What you are asked to do: Copy each line of the material below that includes the string "components".

Recorded data:
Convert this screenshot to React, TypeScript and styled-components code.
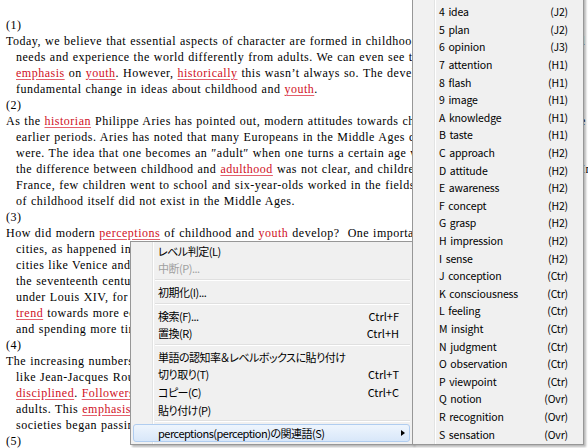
import React from 'react'
import styled, { createGlobalStyle, css } from 'styled-components'

// [word] = red + underline, {word} = red only
const paragraphs: string[][] = [
  ['(1)'],
  [
    'Today, we believe that essential aspects of character are formed in childhood, and that children have special',
    'needs and experience the world differently from adults. We can even see this in the modern',
    '[emphasis] on [youth]. However, [historically] this wasn’t always so. The development of this idea reflects a',
    'fundamental change in ideas about childhood and [youth].',
  ],
  ['(2)'],
  [
    'As the [historian] Philippe Aries has pointed out, modern attitudes towards childhood are different from those of',
    'earlier periods. Aries has noted that many Europeans in the Middle Ages did not know how old they',
    'were. The idea that one becomes an ″adult″ when one turns a certain age was not common. In addition,',
    'the difference between childhood and [adulthood] was not clear, and children were treated as small adults. In',
    'France, few children went to school and six-year-olds worked in the fields with adults. The very concept',
    'of childhood itself did not exist in the Middle Ages.',
  ],
  ['(3)'],
  [
    'How did modern [perceptions] of childhood and {youth} develop?  One important factor was the growth of',
    'cities, as happened in Italy and the Netherlands during the sixteenth century. In large trading',
    'cities like Venice and Amsterdam, merchant families began to send their sons to school. In',
    'the seventeenth century, the same thing happened in France and England. In France',
    'under Louis XIV, for example, schools were opened for the children of the nobility. This',
    '[trend] towards more education meant that children were separated from adults for longer',
    'and spending more time with other children of the same age.',
  ],
  ['(4)'],
  [
    'The increasing numbers of schools led to new ideas about childhood. Eighteenth-century thinkers',
    'like Jean-Jacques Rousseau argued that children should not be treated harshly or strictly',
    '[disciplined]. [Followers] of Rousseau believed that children were naturally good and different from',
    'adults. This [emphasis] on the special nature of childhood spread during the nineteenth century, and',
    'societies began passing laws to protect children from hard work in factories and mines.',
  ],
  ['(5)'],
]

type MenuEntry =
  | { kind: 'item'; label: string; shortcut?: string; disabled?: boolean; active?: boolean; sub?: boolean }
  | { kind: 'sep' }

const menuEntries: MenuEntry[] = [
  { kind: 'item', label: 'レベル判定(L)' },
  { kind: 'item', label: '中断(P)...', disabled: true },
  { kind: 'sep' },
  { kind: 'item', label: '初期化(I)...' },
  { kind: 'sep' },
  { kind: 'item', label: '検索(F)...', shortcut: 'Ctrl+F' },
  { kind: 'item', label: '置換(R)', shortcut: 'Ctrl+H' },
  { kind: 'sep' },
  { kind: 'item', label: '単語の認知率＆レベルボックスに貼り付け' },
  { kind: 'item', label: '切り取り(T)', shortcut: 'Ctrl+T' },
  { kind: 'item', label: 'コピー(C)', shortcut: 'Ctrl+C' },
  { kind: 'item', label: '貼り付け(P)' },
  { kind: 'sep' },
  { kind: 'item', label: 'perceptions(perception)の関連語(S)', active: true, sub: true },
]

const related: [string, string][] = [
  ['4 idea', '(J2)'],
  ['5 plan', '(J2)'],
  ['6 opinion', '(J3)'],
  ['7 attention', '(H1)'],
  ['8 flash', '(H1)'],
  ['9 image', '(H1)'],
  ['A knowledge', '(H1)'],
  ['B taste', '(H1)'],
  ['C approach', '(H2)'],
  ['D attitude', '(H2)'],
  ['E awareness', '(H2)'],
  ['F concept', '(H2)'],
  ['G grasp', '(H2)'],
  ['H impression', '(H2)'],
  ['I sense', '(H2)'],
  ['J conception', '(Ctr)'],
  ['K consciousness', '(Ctr)'],
  ['L feeling', '(Ctr)'],
  ['M insight', '(Ctr)'],
  ['N judgment', '(Ctr)'],
  ['O observation', '(Ctr)'],
  ['P viewpoint', '(Ctr)'],
  ['Q notion', '(Ovr)'],
  ['R recognition', '(Ovr)'],
  ['S sensation', '(Ovr)'],
]

const renderMarked = (text: string) =>
  text.split(/(\[[^\]]+\]|\{[^}]+\})/).map((part, i) => {
    if (part.startsWith('[')) return <Hot key={i}>{part.slice(1, -1)}</Hot>
    if (part.startsWith('{')) return <Hot key={i} $plain>{part.slice(1, -1)}</Hot>
    return part
  })

const App: React.FC = () => {
  return (
    <Screen>
      <GlobalStyle />
      <Doc>
        {paragraphs.map((lines, p) => (
          <div key={p}>
            {lines.map((line, i) => (
              <Line key={i} $indent={i > 0}>{renderMarked(line)}</Line>
            ))}
          </div>
        ))}
      </Doc>

      <ContextMenu>
        {menuEntries.map((e, i) =>
          e.kind === 'sep' ? (
            <Separator key={i} />
          ) : (
            <MenuItem key={i} $active={e.active} $disabled={e.disabled}>
              <Label>{e.label}</Label>
              {e.shortcut && <Shortcut>{e.shortcut}</Shortcut>}
              {e.sub && <SubArrow />}
            </MenuItem>
          )
        )}
      </ContextMenu>

      <SubMenu>
        {related.map(([word, level]) => (
          <SubItem key={word}>
            <span>{word}</span>
            <span>{level}</span>
          </SubItem>
        ))}
      </SubMenu>
    </Screen>
  )
}

const GlobalStyle = createGlobalStyle`
  html, body {
    margin: 0;
    padding: 0;
    background: #fff;
  }
  body {
    width: 588px;
    height: 448px;
    overflow: hidden;
  }
`

const Screen = styled.div`
  position: relative;
  width: 588px;
  height: 448px;
  overflow: hidden;
  background: #fff;
`

const Doc = styled.div`
  padding: 17px 0 0 6px;
  font-family: "Liberation Serif", "Noto Sans CJK JP", serif;
  font-size: 12px;
  letter-spacing: 0.5px;
  word-spacing: 0.5px;
  line-height: 16px;
  color: #000;
`

const Line = styled.div<{ $indent?: boolean }>`
  white-space: pre;
  height: 16px;
  padding-left: ${p => (p.$indent ? '10px' : '0')};
`

const Hot = styled.span<{ $plain?: boolean }>`
  color: #d0101e;
  text-decoration: ${p => (p.$plain ? 'none' : 'underline')};
  text-decoration-color: #e4606c;
  text-underline-offset: 2px;
`

const menuBase = css`
  position: absolute;
  box-sizing: border-box;
  border: 1px solid #979797;
  box-shadow: 2px 2px 2px rgba(0, 0, 0, 0.28);
  background: linear-gradient(
    to right,
    #f1f1f1 0 21px,
    #e2e3e3 21px 22px,
    #ffffff 22px 23px,
    #f0f0f0 23px
  );
  font-family: "Noto Sans CJK JP", "Noto Sans", sans-serif;
  font-feature-settings: "palt";
  word-spacing: 1.5px;
  color: #000;
`

const ContextMenu = styled.div`
  ${menuBase};
  left: 130px;
  top: 241px;
  width: 283px;
  padding: 0 2px 2px;
  font-size: 11px;
  letter-spacing: -0.5px;
`

const MenuItem = styled.div<{ $active?: boolean; $disabled?: boolean }>`
  box-sizing: border-box;
  display: flex;
  align-items: center;
  height: 17.6px;
  padding: 0 10px 0 24px;
  border: 1px solid transparent;
  border-radius: 3px;
  color: ${p => (p.$disabled ? '#a0a0a0' : '#000')};
  ${p =>
    p.$active &&
    css`
      background: linear-gradient(#eef5fd, #d8e7f9);
      border-color: #b0cdf0;
    `}
`

const Label = styled.span`
  flex: 1;
  white-space: nowrap;
`

const Shortcut = styled.span`
  white-space: nowrap;
  letter-spacing: 0;
`

const SubArrow = styled.span`
  width: 0;
  height: 0;
  margin-right: -6px;
  border-left: 4px solid #000;
  border-top: 3.5px solid transparent;
  border-bottom: 3.5px solid transparent;
`

const Separator = styled.div`
  height: 0;
  margin: 2px 0 2px 22px;
  border-top: 1px solid #e0e0e0;
  border-bottom: 1px solid #fff;
`

const SubMenu = styled.div`
  ${menuBase};
  left: 412px;
  top: -20px;
  width: 172px;
  padding: 22px 2px 1px;
  font-size: 10.5px;
  letter-spacing: -0.15px;
`

const SubItem = styled.div`
  box-sizing: border-box;
  display: flex;
  justify-content: space-between;
  align-items: center;
  height: 17.6px;
  padding: 0 13px 0 24px;
  white-space: nowrap;
`

export default App
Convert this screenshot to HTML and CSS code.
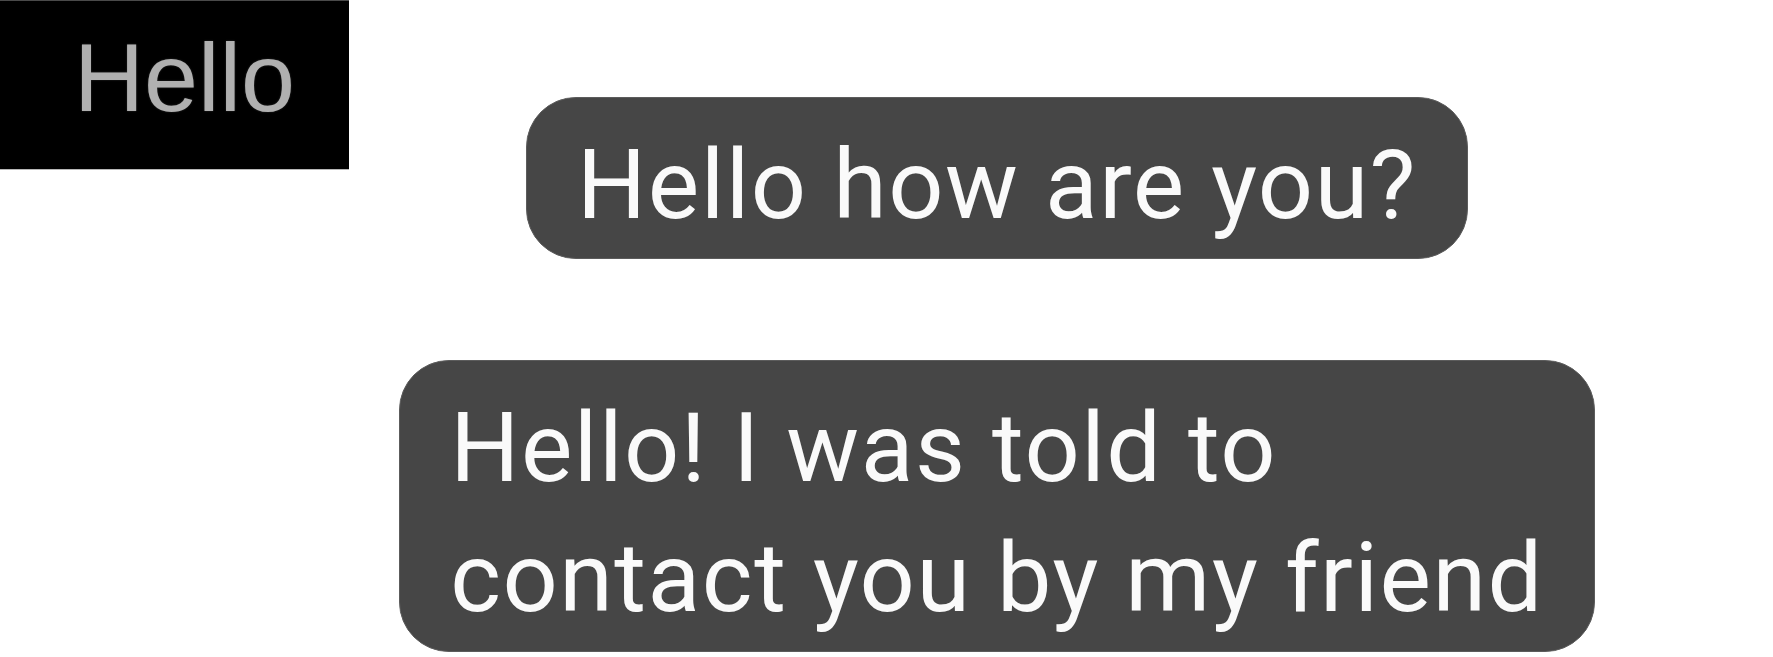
FILE: index.html
```html
<!DOCTYPE html>
<html lang="en">
<head>
    <meta charset="UTF-8">
    <meta name="viewport" content="width=device-width, initial-scale=1.0">
    <title>Chat</title>
    <link rel="stylesheet" href="styles.css">
</head>
<body>
    <div class="page">
        <div class="badge">
            <span class="badge-text">Hello</span>
        </div>
        <div class="chat">
            <div class="bubble">Hello how are you?</div>
            <div class="bubble">Hello! I was told to<br>contact you by my friend</div>
        </div>
    </div>
</body>
</html>
```

FILE: styles.css
```css
body {
    margin: 0;
    padding: 0;
    background: #ffffff;
    font-family: Roboto, "Liberation Sans", sans-serif;
}
.page {
    display: flex;
    align-items: flex-start;
}
.badge {
    width: 349px;
    height: 170px;
    box-sizing: border-box;
    background: #000000;
    border-top: 1px solid #4a4a4a;
    border-bottom: 1px solid #b8b8b8;
    display: flex;
    align-items: center;
    justify-content: center;
    padding-left: 20px;
    padding-bottom: 16px;
    flex-shrink: 0;
}
.badge-text {
    font-family: "Liberation Sans", Arial, sans-serif;
    font-size: 97px;
    line-height: 1;
    color: #b0b0b0;
    text-shadow: 0 0 2px rgba(255, 255, 255, 0.2);
}
.chat {
    flex: 1;
    display: flex;
    flex-direction: column;
    align-items: center;
    gap: 101px;
    padding-top: 97px;
    padding-right: 128px;
}
.bubble {
    background: #464646;
    color: #fafafa;
    font-size: 97px;
    line-height: 130px;
    letter-spacing: 1.5px;
    padding: 22px 50px 8px 50px;
    border-radius: 50px;
    border: 1px solid #5c5c5c;
    white-space: nowrap;
}
```
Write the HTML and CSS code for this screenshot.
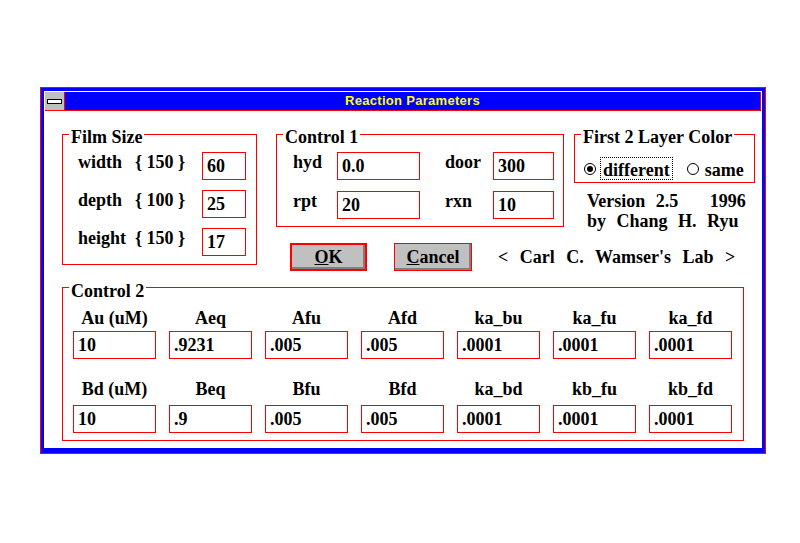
FILE: index.html
```html
<!DOCTYPE html>
<html lang="en">
<head>
  <meta charset="UTF-8" />
  <title>Reaction Parameters</title>
  <link rel="stylesheet" href="styles.css">
</head>
<body>
  <div class="window">
    <div class="client">
      <div class="titlebar">
        <div class="sysmenu"><span class="sysbar"></span></div>
        <div class="caption">Reaction Parameters</div>
      </div>

      <div class="dialog">
        <div class="top">
          <div class="group film">
            <div class="group-title">Film Size</div>
            <div class="film-grid">
              <span>width</span><span>{ 150 }</span><input class="field" value="60">
              <span>depth</span><span>{ 100 }</span><input class="field" value="25">
              <span>height</span><span>{ 150 }</span><input class="field" value="17">
            </div>
          </div>

          <div class="right-area">
            <div class="row1">
              <div class="group control1">
                <div class="group-title">Control 1</div>
                <div class="c1-grid">
                  <span>hyd</span><input class="field" value="0.0">
                  <span class="pad">door</span><input class="field" value="300">
                  <span>rpt</span><input class="field" value="20">
                  <span class="pad">rxn</span><input class="field" value="10">
                </div>
              </div>

              <div class="info">
                <div class="group layer">
                  <div class="group-title">First 2 Layer Color</div>
                  <div class="radios">
                    <span class="radio on"></span><span class="focus">different</span>
                    <span class="radio second"></span><span class="radio-label">same</span>
                  </div>
                </div>
                <div class="version">Version 2.5   1996
by Chang H. Ryu</div>
              </div>
            </div>

            <div class="row2">
              <button class="btn default"><u>O</u>K</button>
              <button class="btn cancel"><u>C</u>ancel</button>
              <div class="lab">&lt; Carl C. Wamser's Lab &gt;</div>
            </div>
          </div>
        </div>

        <div class="group control2">
          <div class="group-title">Control 2</div>
          <div class="c2-grid">
            <span>Au (uM)</span><span>Aeq</span><span>Afu</span><span>Afd</span>
            <span>ka_bu</span><span>ka_fu</span><span>ka_fd</span>
            <input class="field" value="10"><input class="field" value=".9231">
            <input class="field" value=".005"><input class="field" value=".005">
            <input class="field" value=".0001"><input class="field" value=".0001">
            <input class="field" value=".0001">
          </div>
          <div class="c2-grid second">
            <span>Bd (uM)</span><span>Beq</span><span>Bfu</span><span>Bfd</span>
            <span>ka_bd</span><span>kb_fu</span><span>kb_fd</span>
            <input class="field" value="10"><input class="field" value=".9">
            <input class="field" value=".005"><input class="field" value=".005">
            <input class="field" value=".0001"><input class="field" value=".0001">
            <input class="field" value=".0001">
          </div>
        </div>
      </div>
    </div>
  </div>
</body>
</html>
```

FILE: styles.css
```css
body {
  margin: 0;
  background: #fff;
  color: #000;
  font-family: "Liberation Serif", "Times New Roman", serif;
  font-weight: bold;
  font-size: 18px;
}

.window {
  margin: 87px 0 0 40px;
  width: 726px;
  height: 367px;
  box-sizing: border-box;
  border: 1px solid #f00;
  background: #00f;
  padding: 3px 3px 5px;
}

.client {
  height: 100%;
  box-sizing: border-box;
  padding: 1px;
  background: #fff;
}

.titlebar {
  display: flex;
  height: 19px;
  box-sizing: border-box;
  background: #00f;
  border-bottom: 1px solid #f00;
  border-right: 1px solid #f00;
}

.sysmenu {
  width: 19px;
  background: #c0c0c0;
  border-right: 1px solid #f00;
  display: flex;
  align-items: center;
  justify-content: center;
}

.sysbar {
  width: 15px;
  height: 5px;
  box-sizing: border-box;
  border: 1px solid #000;
  background: #fff;
}

.caption {
  flex: 1;
  text-align: center;
  color: #ff0;
  font-family: "Liberation Sans", Arial, sans-serif;
  font-size: 13px;
  line-height: 18px;
  letter-spacing: 0.3px;
}

.dialog {
  padding: 23px 0 0 17px;
}

.top {
  display: flex;
  align-items: flex-start;
}

.group {
  border: 1px solid #f00;
  box-sizing: border-box;
}

.group-title {
  width: fit-content;
  margin: -8px 0 0 6px;
  padding: 0 2px;
  background: #fff;
  line-height: 20px;
}

.field {
  width: 100%;
  height: 28px;
  box-sizing: border-box;
  border: 1px solid #f00;
  padding: 0 4px;
  margin: 0;
  background: #fff;
  color: #000;
  font: inherit;
  text-align: left;
  outline: none;
}

/* film size */
.film {
  width: 195px;
  height: 131px;
}

.film-grid {
  display: grid;
  grid-template-columns: 57px 67px 44px;
  grid-auto-rows: 28px;
  row-gap: 10px;
  margin: 5px 0 0 15px;
  line-height: 20px;
}

/* control 1 + color */
.right-area {
  margin-left: 19px;
}

.row1 {
  display: flex;
  align-items: flex-start;
}

.control1 {
  width: 288px;
  height: 93px;
}

.c1-grid {
  display: grid;
  grid-template-columns: 44px 83px 73px 61px;
  grid-auto-rows: 28px;
  row-gap: 11px;
  margin: 5px 0 0 16px;
  line-height: 20px;
}

.c1-grid .pad { padding-left: 25px; }

.info {
  margin-left: 10px;
}

.layer {
  width: 181px;
  height: 49px;
}

.radios {
  display: flex;
  align-items: center;
  margin: 10px 0 0 9px;
  line-height: 18px;
}

.radio {
  width: 12px;
  height: 12px;
  box-sizing: border-box;
  border: 1px solid #000;
  border-radius: 50%;
  display: flex;
  align-items: center;
  justify-content: center;
}

.radio.on::after {
  content: "";
  width: 6px;
  height: 6px;
  border-radius: 50%;
  background: #000;
}

.radio.second { margin-left: 14px; }

.focus {
  margin-left: 4px;
  padding: 3px 2px 0;
  border: 1px dotted #000;
}

.radio-label {
  margin-left: 6px;
  padding-top: 3px;
}

.version {
  margin: 8px 0 0 13px;
  line-height: 20px;
  white-space: pre;
  word-spacing: 6px;
}

/* buttons */
.row2 {
  display: flex;
  align-items: center;
  margin-top: 12px;
  padding-left: 14px;
}

.btn {
  width: 77px;
  height: 28px;
  padding: 0;
  background: #c0c0c0;
  border: 1px solid #f00;
  box-shadow: inset -2px -2px 0 #808080;
  color: #000;
  font: inherit;
}

.btn.default { border-width: 2px; }

.btn.cancel {
  width: 78px;
  margin-left: 27px;
}

.lab {
  margin-left: 26px;
  word-spacing: 7px;
}

/* control 2 */
.control2 {
  width: 682px;
  height: 154px;
  margin-top: 16px;
}

.control2 .group-title { margin-top: -7px; }

.c2-grid {
  display: grid;
  grid-template-columns: repeat(7, 83px);
  grid-template-rows: 20px 28px;
  column-gap: 13px;
  row-gap: 3px;
  margin: 7px 0 0 10px;
  line-height: 20px;
  text-align: center;
}

.c2-grid.second {
  margin-top: 20px;
  row-gap: 6px;
}
```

Task result:
Convert this screenshot to React, TypeScript and styled-components code.
import styled, { createGlobalStyle, css } from 'styled-components'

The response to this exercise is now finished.